“I haven’t seen you before,” I said to the young women ringing up my groceries the other day. (I make it a point to build relationships with people wherever I go.)
“I usually work at the liquor store next door,” she said.
“That explains it,” I replied. “I don’t drink.”
“I don’t drink either, and I work at a liquor store!” she laughed.
I then quickly explained why I don’t drink—that I’m a Christian, and I don’t want to misrepresent my Lord; also, that alcoholism runs through my family. She did not offer an explanation on her end, though I noticed she was particularly interested in mine.
And then I recalled the scene I had witnessed the previous night at my favorite restaurant. It was Mother’s Day, and my son and his wife were treating me to Vietnamese food. Suddenly we were aware of a ruckus at a table behind us.
“We’ve been drinking since 11 o’clock this morning,” one woman slurred. There arose a cacophony of slurred speech from the table that I fought to ignore so I could focus on enjoying time with my family.

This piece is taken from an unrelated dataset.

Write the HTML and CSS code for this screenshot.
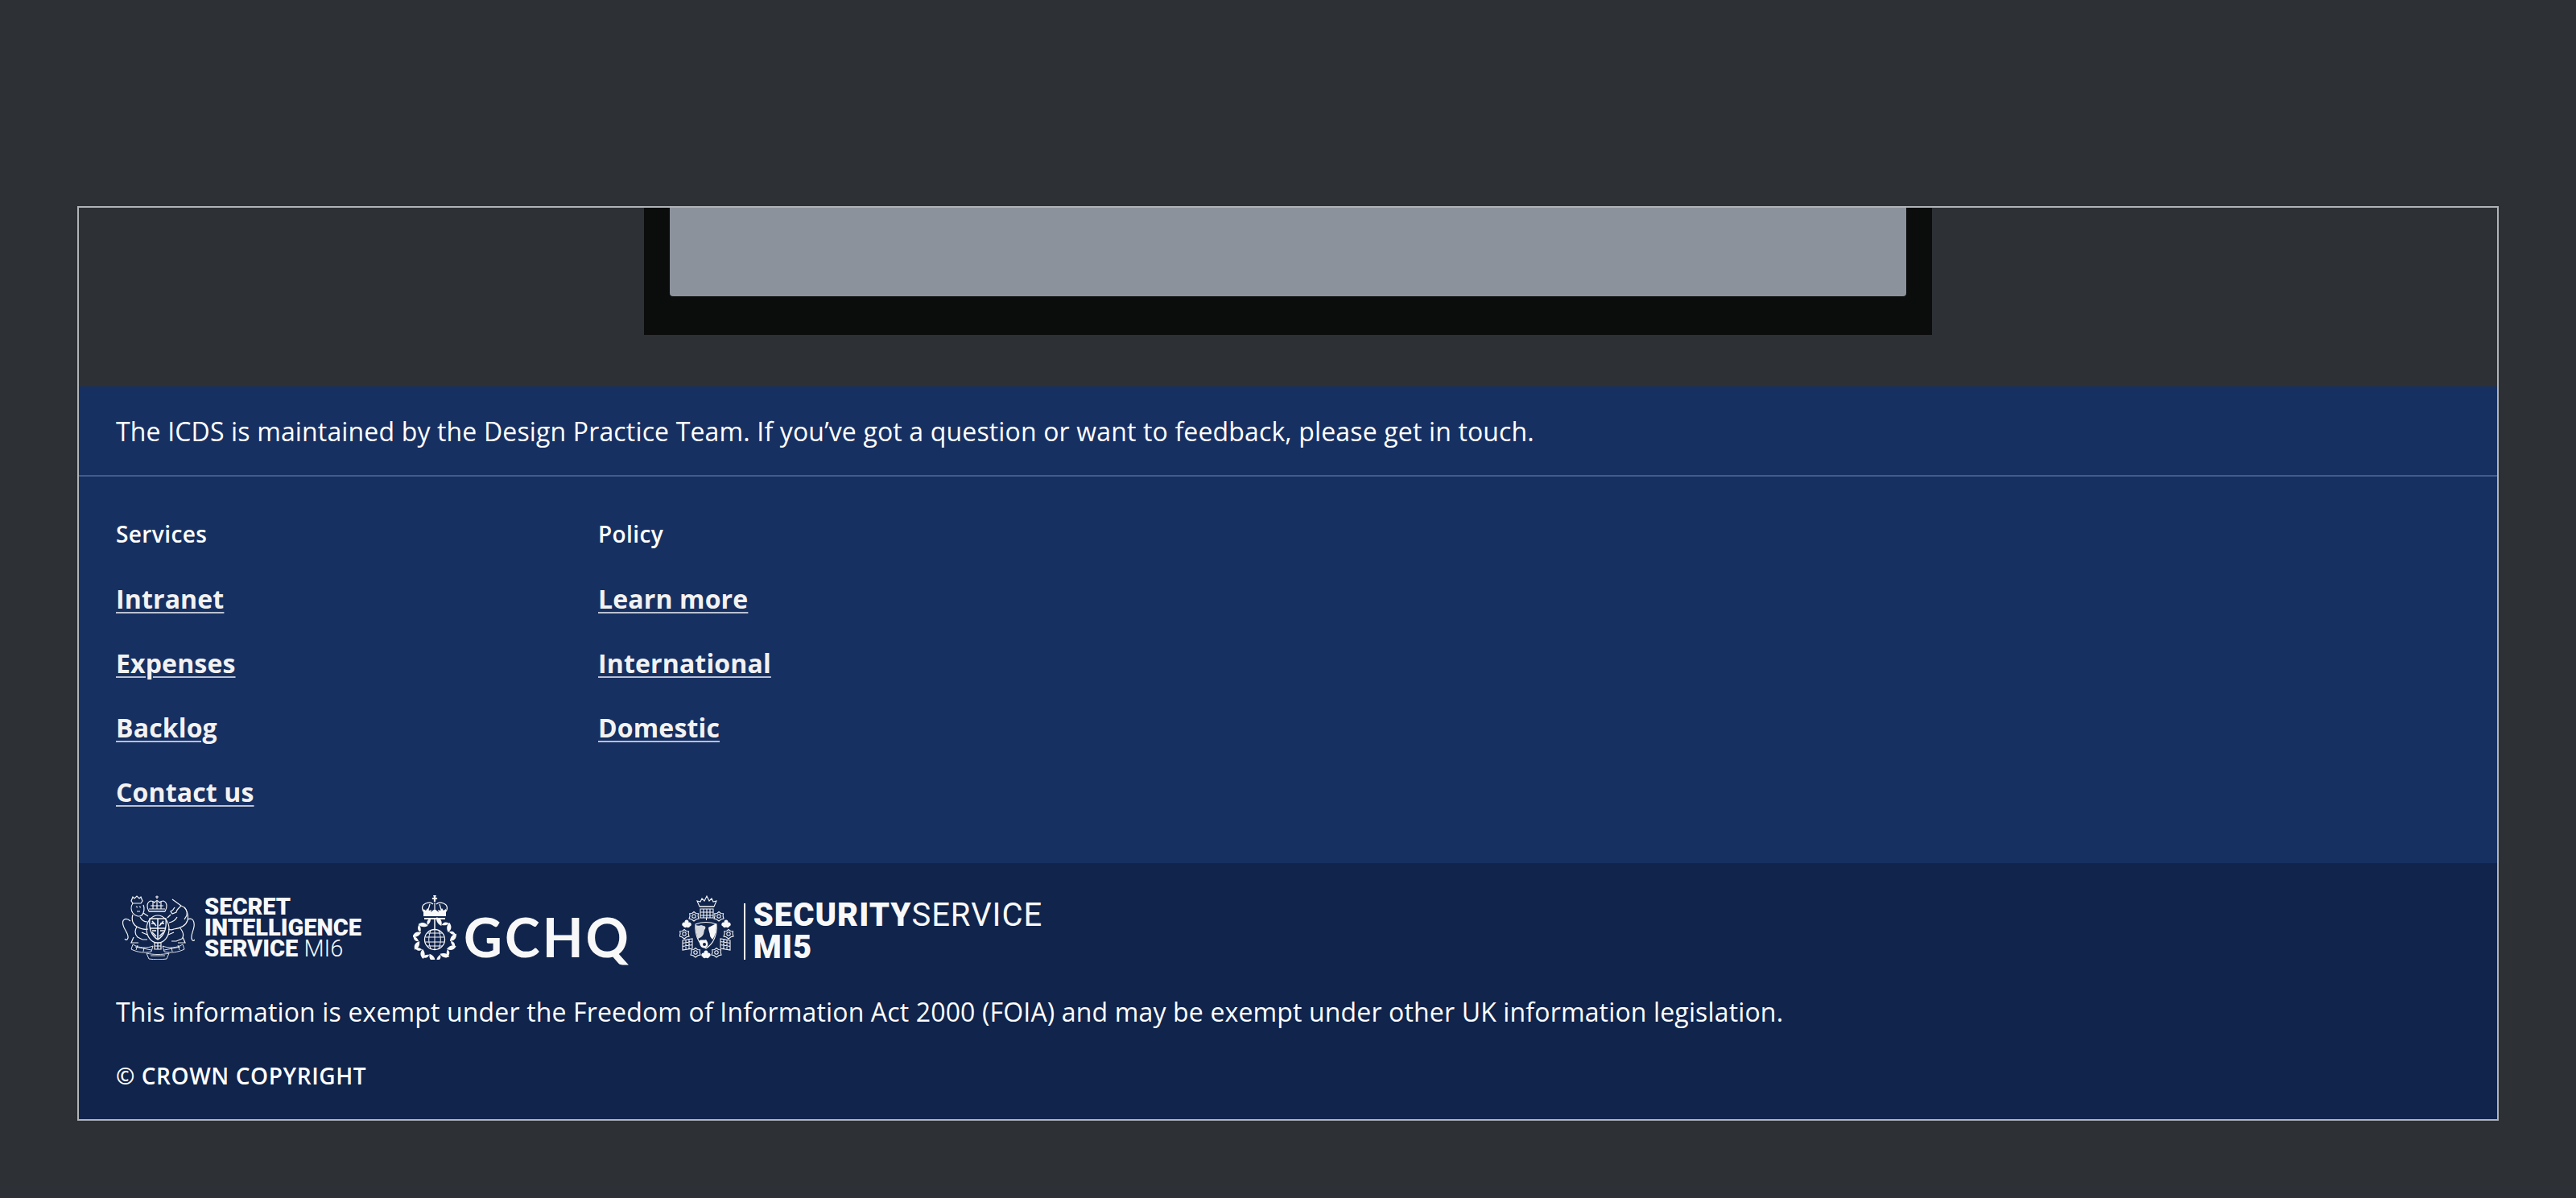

“I just heard her say she works with a nondenominational Christian ministry,” my daughter-in-law leaned in to tell me. I had been building a relationship with the manager of the restaurant with hopes of leading him to Jesus. What impression would this give him of Christians, I had to wonder? Above all, how is she—a supposed ambassador for Christ – misrepresenting the One she claims to serve?
Wine is a mocker, strong drink a brawler, and whoever is led astray by it is not wise.—Proverbs 20:1
Let us walk properly as in the daytime, not in orgies and drunkenness, not in sexual immorality an sensuality, not in quarreling and jealousy. But put on the Lord Jesus Christ, and make no provision for the flesh, to gratify its desires.—Romans 13:13-14
It became increasingly difficult to talk over them. Eventually the two ladies stumbled toward the single-stall bathroom, after which I determined there was not enough bleach in the world to clean up whatever happened there, the evidence of which trailed down the back of one woman’s dress.
On Monday morning, as I awoke clear-headed and ready to tackle my day, I imagined what the women at that table awoke to and the tales they would tell. Would they boast of their indiscretions, or would they be ashamed? Were their consciences too seared for them to experience shame?
Too often people use alcohol as a sedative to inoculate them against the pains they experience in this world. I have seen families—even Christian families—ripped apart by addiction to alcohol. I personally have been abused by those under its influence.
Many believers I know are comfortable with an occasional glass of wine or a beer on a special occasion. But won’t those who are unaccustomed to the influences of alcohol be affected by it much more quickly than those who drink habitually? Alcohol alters your consciousness and affects your judgment. Is it worth it?
For me, the answer is no. I have suffered enough. My family has suffered enough. You are free in Christ to choose your own position on alcohol use provided you are willing to lay it, along with everything else in your life, at the feet of Jesus. May we strive to do all for His glory.